Das Kinderhilfswerk der Vereinten Nationen (UNICEF) teilte mit, dass die Unterernährung in vier der sechs Regionen Eritreas angestiegen sei. UNICEF zitierte dazu Studien, in denen für das Jahr 2017 davon ausgegangen wurde, dass 22700 Kinder unter fünf Jahren an schwerer akuter Unterernährung leiden würden. UNICEF führte auch eritreische Daten an, wonach die Hälfte aller Kinder Wachstumsstörungen aufwies.
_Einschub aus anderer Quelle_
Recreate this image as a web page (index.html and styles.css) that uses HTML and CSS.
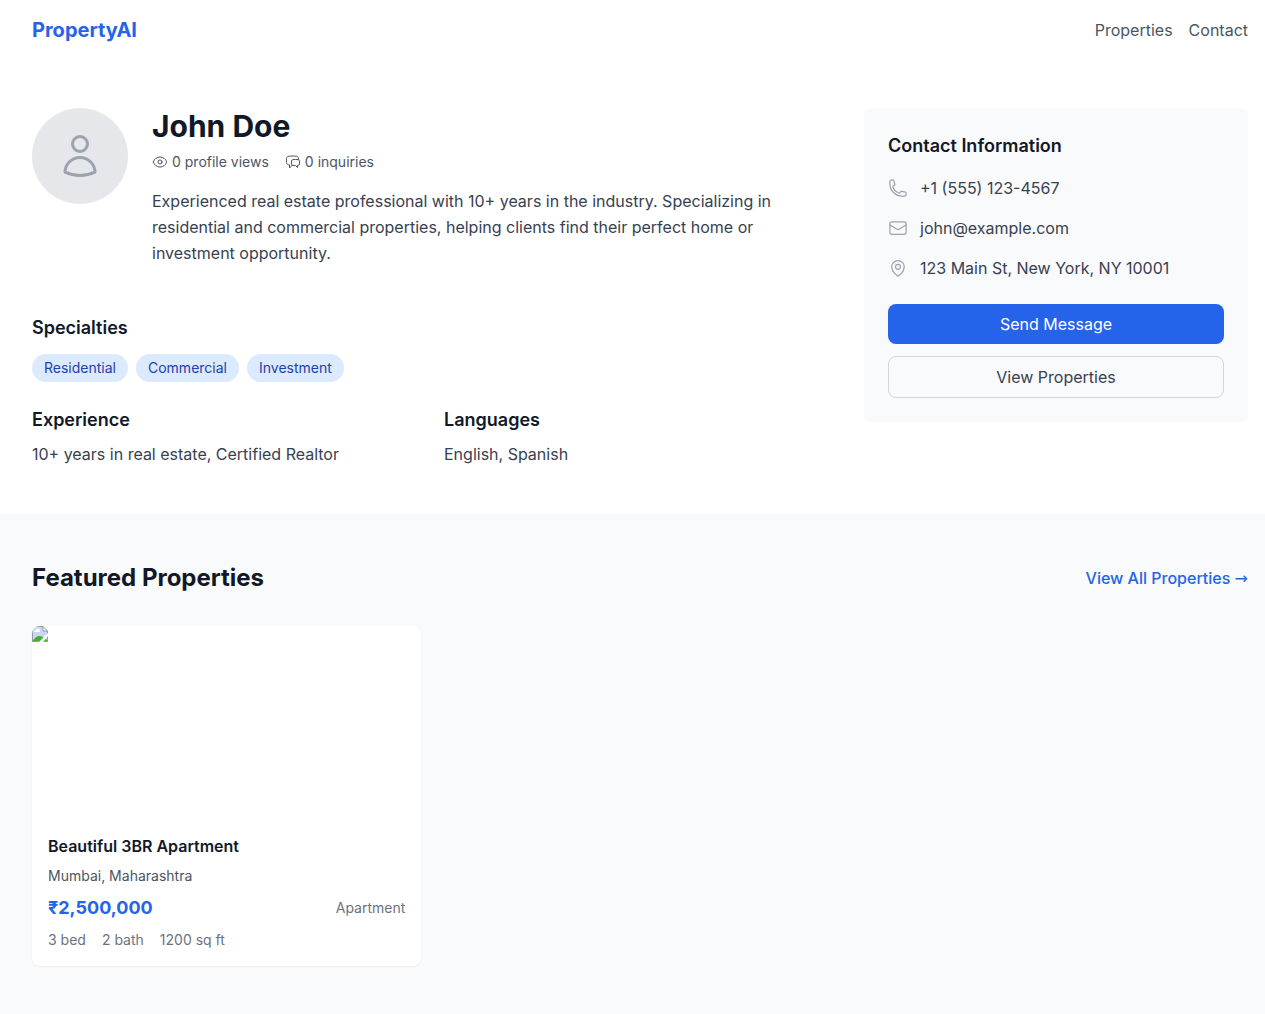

In ihrem Bericht vom Juni 2017 zitierte die UN-Sonderberichterstatterin über die Menschenrechtssituation in Eritrea den UNICEF-Bericht. Sie verwies zudem auf Angaben von im Ausland lebenden Eritreern, die über ihre Verwandten in Eritrea sagten, dass diese große Mühe hätten, ihre Grundbedürfnisse zu decken. Viele könnten sich keine Grundversorgungsgüter in ausreichender Menge leisten und hätten mit akutem Wassermangel zu kämpfen, vor allem in Asmara. Aus den Berichten gehe hervor, dass immer mehr Menschen von Dürre betroffene Regionen auf der Suche nach besseren Lebensbedingungen verließen. Die Sonderberichterstatterin wies außerdem darauf hin, dass die Menschen sich auch deshalb nicht ausreichend mit Lebensmitteln und anderen grundlegenden Dingen versorgen konnten, weil die Regierung Barabhebungen von privaten Bankkonten mit drakonischen Vorschriften einschränkte."